Instrument Classification in Carnatic Music (ICCM) is a project developed for the Music Technology Lab optional course, at Universitat Pompeu Fabra.
It aims to create a tool for musicologists, musicians and enthusiasts alike to identify the presence of some of the main instruments found in a Carnatic music performance (human voice, violin, mridangam).
This will be achieved through the training of several ML predictive models that will be able to classify each instrument, ultimately creating a graphical representation of the in and outs of each instrument through the length of a performance.
- Python v3.10.8 or higher
- Pip
- Jupyter Notebook (alternatively, Google Colab can be used, but it's not recommended)
All required dependencies and their respective versions are listed in requirements.txt. You can install all of them at once while on a command prompt environment located at the repository's top folder using the following command: pip install -r requirements.txt
After installing the dependencies, you can now build the model yourself. To do so, download and install all the Jupyter Notebooks located at /src/, following the next order:
- Install_dataset.ipynb
- Dataset_Creation.ipynb
- Feature_Extraction.ipynb
- Add_Instruments_To_Csv.ipynb
- Modelling.ipynb
- Install_dataset.ipynb:
Obtains the saraga1.5_carnatic dataset (16.2 GB) using the corresponding functions of the mir-data library. The download might take a long time depending on the connection. (If you already have access to the dataset, you may skip this step).
- Dataset_Creation.ipynb:
Builds our dataset, using performances from saraga1.5_carnatic, which will be divided into small data/audio chunks and tagged by identifying silent regions for each instrument. These chunks and their respective instrument presence indicators will be referenced in a metadata dataframe (metadata.csv).

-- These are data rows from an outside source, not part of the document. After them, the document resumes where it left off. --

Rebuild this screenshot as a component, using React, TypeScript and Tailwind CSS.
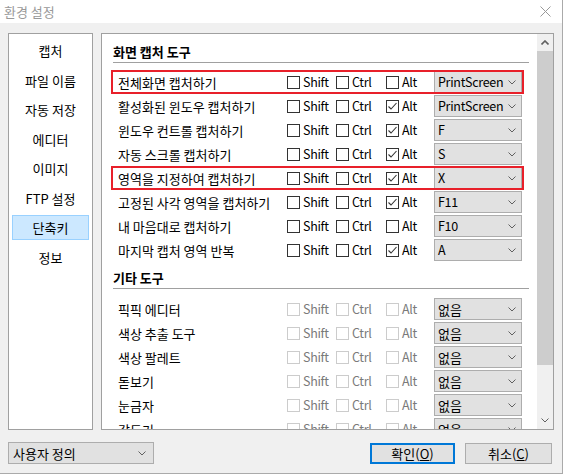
import React from 'react';

type Row = { label: string; alt: boolean; key: string; mark?: boolean };

const captureRows: Row[] = [
    { label: '전체화면 캡처하기', alt: false, key: 'PrintScreen', mark: true },
    { label: '활성화된 윈도우 캡처하기', alt: true, key: 'PrintScreen' },
    { label: '윈도우 컨트롤 캡처하기', alt: true, key: 'F' },
    { label: '자동 스크롤 캡처하기', alt: true, key: 'S' },
    { label: '영역을 지정하여 캡처하기', alt: true, key: 'X', mark: true },
    { label: '고정된 사각 영역을 캡처하기', alt: true, key: 'F11' },
    { label: '내 마음대로 캡처하기', alt: false, key: 'F10' },
    { label: '마지막 캡처 영역 반복', alt: true, key: 'A' },
];

const otherRows = ['픽픽 에디터', '색상 추출 도구', '색상 팔레트', '돋보기', '눈금자', '각도기'];

const navItems = ['캡처', '파일 이름', '자동 저장', '에디터', '이미지', 'FTP 설정', '단축키', '정보'];

const Chevron: React.FC<{ up?: boolean; className?: string }> = ({ up, className }) => (
    <svg width="8" height="5" viewBox="0 0 8 5" className={className}>
        <polyline
            points={up ? '0.5,4.5 4,1 7.5,4.5' : '0.5,0.5 4,4 7.5,0.5'}
            fill="none"
            stroke="currentColor"
            strokeWidth={up ? 1.6 : 1}
        />
    </svg>
);

const Check: React.FC<{ checked?: boolean; disabled?: boolean; label: string; width: string }> = ({ checked, disabled, label, width }) => (
    <div className={`flex items-center ${width}`}>
        <div className={`w-[13px] h-[13px] border bg-white flex items-center justify-center ${disabled ? 'border-[#cccccc]' : 'border-[#333333]'}`}>
            {checked && (
                <svg width="11" height="11" viewBox="0 0 11 11">
                    <polyline points="1.5,5.5 4,8 9.5,2" fill="none" stroke="#333333" strokeWidth="1.1" />
                </svg>
            )}
        </div>
        <span className={`ml-[3px] text-[12.5px] tracking-[-0.3px] ${disabled ? 'text-[#7a7a7a]' : 'text-black'}`}>{label}</span>
    </div>
);

const Select: React.FC<{ value: string; latin?: boolean; className?: string }> = ({ value, latin, className }) => (
    <div className={`flex items-center justify-between bg-[#e1e1e1] border border-[#adadad] pl-[3px] pr-[5px] ${className ?? ''}`}>
        <span className={latin ? 'text-[12.5px] tracking-[-0.3px]' : ''}>{value}</span>
        <Chevron className="text-[#606060]" />
    </div>
);

const ShortcutRow: React.FC<{ label: string; alt?: boolean; keyName: string; latin?: boolean; mark?: boolean; disabled?: boolean }> = ({
    label,
    alt,
    keyName,
    latin,
    mark,
    disabled,
}) => (
    <div className={`flex items-center h-[24px] -ml-[2px] w-[413px] ${mark ? 'outline-2 -outline-offset-2 outline-[#e8202a]' : ''}`}>
        <div className="w-[176px] pl-[7px] whitespace-nowrap">{label}</div>
        <Check label="Shift" width="w-[49px]" disabled={disabled} />
        <Check label="Ctrl" width="w-[50px]" disabled={disabled} />
        <Check label="Alt" width="w-[48px]" checked={alt} disabled={disabled} />
        <Select value={keyName} latin={latin} className="w-[88px] h-[22px]" />
    </div>
);

const Section: React.FC<{ title: string; className?: string; children: React.ReactNode }> = ({ title, className, children }) => (
    <div className={className}>
        <div className="h-[16px] flex items-center font-bold">{title}</div>
        <div className="mt-[3px] h-px w-[416px] bg-[#a0a0a0]" />
        {children}
    </div>
);

export default function App() {
    return (
        <div
            className="w-[563px] h-[474px] bg-[#f0f0f0] border-r border-b border-[#aaaaaa] text-[13px] leading-none text-black overflow-hidden"
            style={{ fontFamily: '"Noto Sans CJK KR", sans-serif' }}
        >
            {/* title bar */}
            <div className="h-[23px] bg-white flex items-center justify-between pl-[4px] pr-[11px]">
                <span className="text-[#999999]">환경 설정</span>
                <svg width="11" height="11" viewBox="0 0 11 11">
                    <line x1="0.5" y1="0.5" x2="10.5" y2="10.5" stroke="#999999" strokeWidth="1" />
                    <line x1="10.5" y1="0.5" x2="0.5" y2="10.5" stroke="#999999" strokeWidth="1" />
                </svg>
            </div>

            <div className="flex pt-[10px] pl-[8px]">
                {/* nav list */}
                <div className="w-[85px] h-[397px] bg-white border border-[#a0a0a0] pt-[2px]">
                    {navItems.map((item) => (
                        <div key={item} className="h-[29.5px] flex items-center justify-center">
                            {item === '단축키' ? (
                                <div className="w-[77px] h-[25px] bg-[#cce8ff] border border-[#99d1ff] flex items-center justify-center">{item}</div>
                            ) : (
                                <span>{item}</span>
                            )}
                        </div>
                    ))}
                </div>

                {/* settings panel */}
                <div className="ml-[8px] w-[453px] h-[397px] bg-white border border-[#a0a0a0] flex">
                    <div className="flex-1 overflow-hidden pl-[11px] pt-[9px]">
                        <Section title="화면 캡처 도구">
                            <div className="mt-[7px]">
                                {captureRows.map((r) => (
                                    <ShortcutRow key={r.label} label={r.label} alt={r.alt} keyName={r.key} latin mark={r.mark} />
                                ))}
                            </div>
                        </Section>
                        <Section title="기타 도구" className="mt-[7px]">
                            <div className="mt-[8px]">
                                {otherRows.map((label) => (
                                    <ShortcutRow key={label} label={label} keyName="없음" disabled />
                                ))}
                            </div>
                        </Section>
                    </div>
                    {/* scrollbar */}
                    <div className="w-[16px] bg-[#f0f0f0] flex flex-col">
                        <div className="h-[17px] flex items-center justify-center text-[#606060]">
                            <Chevron up />
                        </div>
                        <div className="h-[314px] bg-[#cdcdcd]" />
                        <div className="flex-1" />
                        <div className="h-[17px] flex items-center justify-center text-[#606060]">
                            <Chevron />
                        </div>
                    </div>
                </div>
            </div>

            {/* footer */}
            <div className="flex items-center mt-[12px] pl-[8px] pr-[10px]">
                <Select value="사용자 정의" className="w-[146px] h-[22px] pl-[4px] pr-[7px]" />
                <div className="ml-auto flex gap-[10px]">
                    <button className="w-[85px] h-[21px] bg-[#e1e1e1] border-2 border-[#0078d7] flex items-center justify-center">
                        확인(<span className="underline">O</span>)
                    </button>
                    <button className="w-[87px] h-[21px] bg-[#e1e1e1] border border-[#adadad] flex items-center justify-center">
                        취소(<span className="underline">C</span>)
                    </button>
                </div>
            </div>
        </div>
    );
}
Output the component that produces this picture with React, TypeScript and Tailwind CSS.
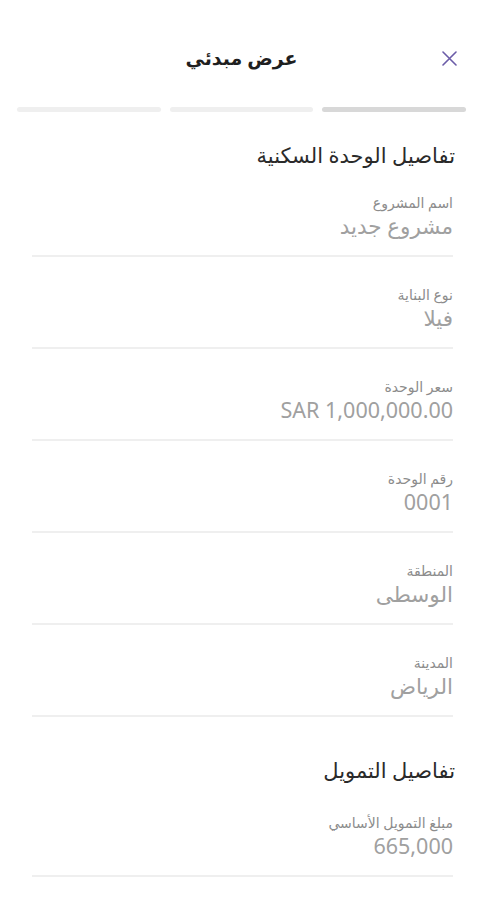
import React from 'react';

const fields1 = [
  { label: 'اسم المشروع', value: 'مشروع جديد' },
  { label: 'نوع البناية', value: 'فيلا' },
  { label: 'سعر الوحدة', value: 'SAR 1,000,000.00' },
  { label: 'رقم الوحدة', value: '0001' },
  { label: 'المنطقة', value: 'الوسطى' },
  { label: 'المدينة', value: 'الرياض' },
];

const fields2 = [{ label: 'مبلغ التمويل الأساسي', value: '665,000' }];

function Field({ label, value }: { label: string; value: string }) {
  return (
    <div className="flex flex-col items-start border-b-2 border-[#efefef] pt-[30px] pb-[16px]">
      <span className="text-[14px] leading-[16px] text-[#8c8c8c]">{label}</span>
      <span className="mt-[2px] text-[21.5px] leading-[26px] text-[#a0a0a0]" dir="auto">
        {value}
      </span>
    </div>
  );
}

export default function App() {
  return (
    <div
      dir="rtl"
      className="min-h-[900px] w-full bg-white"
      style={{ fontFamily: '"Noto Sans", "DejaVu Sans", sans-serif' }}
    >
      {/* Header */}
      <div className="relative mt-[30px] flex h-[56px] items-center justify-center">
        <button className="absolute right-[20px] top-1/2 flex h-[28px] w-[28px] -translate-y-1/2 items-center justify-center">
          <svg width="15" height="15" viewBox="0 0 15 15" fill="none">
            <path d="M1 1L14 14M14 1L1 14" stroke="#6b5ca8" strokeWidth="1.6" strokeLinecap="round" />
          </svg>
        </button>
        <h1 className="text-[19px] font-semibold text-[#1f1f1f]">عرض مبدئي</h1>
      </div>

      {/* Steps */}
      <div className="mt-[21px] flex gap-[9px] px-[17px]">
        <div className="h-[5px] flex-1 rounded-full bg-[#d8d8d8]" />
        <div className="h-[5px] flex-1 rounded-full bg-[#efefef]" />
        <div className="h-[5px] flex-1 rounded-full bg-[#efefef]" />
      </div>

      {/* Unit details */}
      <div className="mt-[33px] pr-[30px] pl-[32px]">
        <h2 className="-mr-[2px] text-[21px] leading-[20px] font-medium text-[#2a2a2a]">
          تفاصيل الوحدة السكنية
        </h2>
        {fields1.map((f) => (
          <Field key={f.label} label={f.label} value={f.value} />
        ))}

        <h2 className="-mr-[2px] mt-[43px] mb-[5px] text-[21px] leading-[20px] font-medium text-[#2a2a2a]">
          تفاصيل التمويل
        </h2>
        {fields2.map((f) => (
          <Field key={f.label} label={f.label} value={f.value} />
        ))}
      </div>
    </div>
  );
}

- Feature_Extraction.ipynb:
Extracts the features from the audio chunks in a dataframe format (features.csv).
- Add_Instruments_To_Csv.ipynb:
Adds a column to the features.csv dataframe with the instrument combination of each sample (0 for none of them, 1 for vocal only... 7 for all of them), so we later can swiftly create random sample sizes with equally represented instrument combinations.
- Modelling.ipynb:
Trains and tests the Gradient Boosting Classifier models for each instrument.
Due to the limitations we had during this course, we haven't been able to complete the final result of this project, where an user would have been able to upload a carnatic music performance of their choice through a UI. A graphical representation of the in and outs of each instrument through the length of a performance would be displayed together with a audio player, so the user could test the result. Here's an interactive prototype we made of the UI using Figma.
This PDF file details the development process undertaken for this project, and it contains the following documents:
- Project Plan
- State of the art
- Software development tools
- Software requirments specification
- Ethical Considerations
- Evaluation
- Weekly reports (for each member)
Distributed under the GPLv3 License. See LICENSE for more information.